WHEREAS, The CBS headquarters is a freestanding 38-story, 800,000 sq. ft. tower sheathed in flame-textured Canadian black granite and glass and stands in a sunken plaza that occupies the entire western end of the block bounded by Fifth and Sixth Avenues and West 52nd and 53rd Streets; and

WHEREAS, The plaza is paved in a gray granite slightly lighter in color than the granite used in the building's piers and is sunken below street level by approximately two feet forming a retaining wall with parapets and vertical slits on the inside faces; and

WHEREAS, The owner has applied to LPC for approval for installation of  removable planting trays and granite logos on the granite knee wall around the building's plaza; and

WHEREAS, Saarinen is quoted in the 1997 LPC Designation Report:

"We tried to place the building on the site so that we could have a plaza and still not destroy the street line. A tower should not be tied in with lower street buildings. It should stand alone with air and light around it. A plaza is a very necessary thing in a city. It lets people sit in the sun and look at the sky. A plaza allows a building to be seen. Our buildings should be seen, because they are monuments of our time. But ... we have to remember the street line and we have to remember the space between is as important as the towers.
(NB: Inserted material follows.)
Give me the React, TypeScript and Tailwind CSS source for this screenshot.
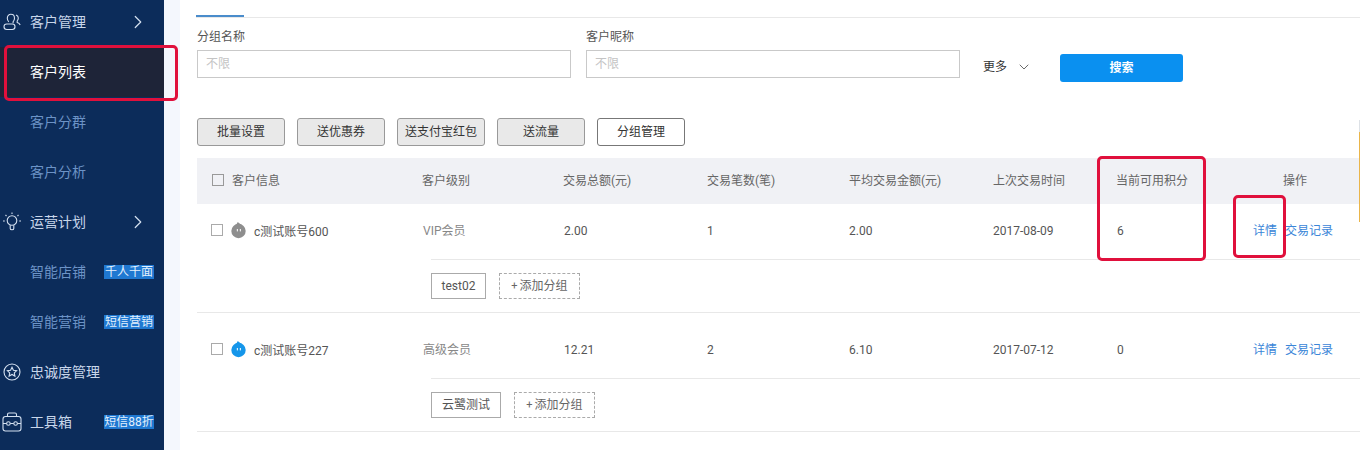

These arrangements should be orderly and beautiful" - Eero Saarinen - On His Work

The Designation Report states: "Planters with trees have been placed in the plaza, planters with bushes have been placed on the parapets of the retaining wall"; and

WHEREAS, The proposal by the owner claims that the removable modular planting trays are intended to "soften the edges" of the plaza, however the installation of these elements would be to eliminate the seating available for those who want to sit along the low knee wall, contrary to Saarinen's intention that the plaza should be a place for respite and contemplation; and

WHEREAS, Community Board Five recognizes that the use of the plaza for public seating may constitute  a maintenance burden for the building's owners, it is nevertheless clearly a part of the total design that it should be utilized for this purpose; and 

WHEREAS, The Application includes two, 2 sq. ft high granite blocks at the corners of the knee wall on Sixth Avenue to contain the CBS "Eye" logo, which is not part of the original design; and

WHEREAS, The plaza contains wooden Rosenwach tree planters which are not sympathetic to the building's International Style architecture; and

WHEREAS, Community Board Five deems both the installation of the planting trays, the CBS granite logos and the existing tree planters all inappropriate with the building's design and the architect's intentions; and

WHEREAS, Community Board Five recommends that alternative proposals more harmonious with the plaza, including provision of seating for the public along the parapet knee wall, should be considered; therefore, be it

RESOLVED, Community Board Five recommends denial of the Application for 51 West 52nd Street (bet. 5th Avenue and Avenue of the Americas), (CBS Headquarters), for installation of removable planting trays and granite logos on the granite knee wall around the building's plaza.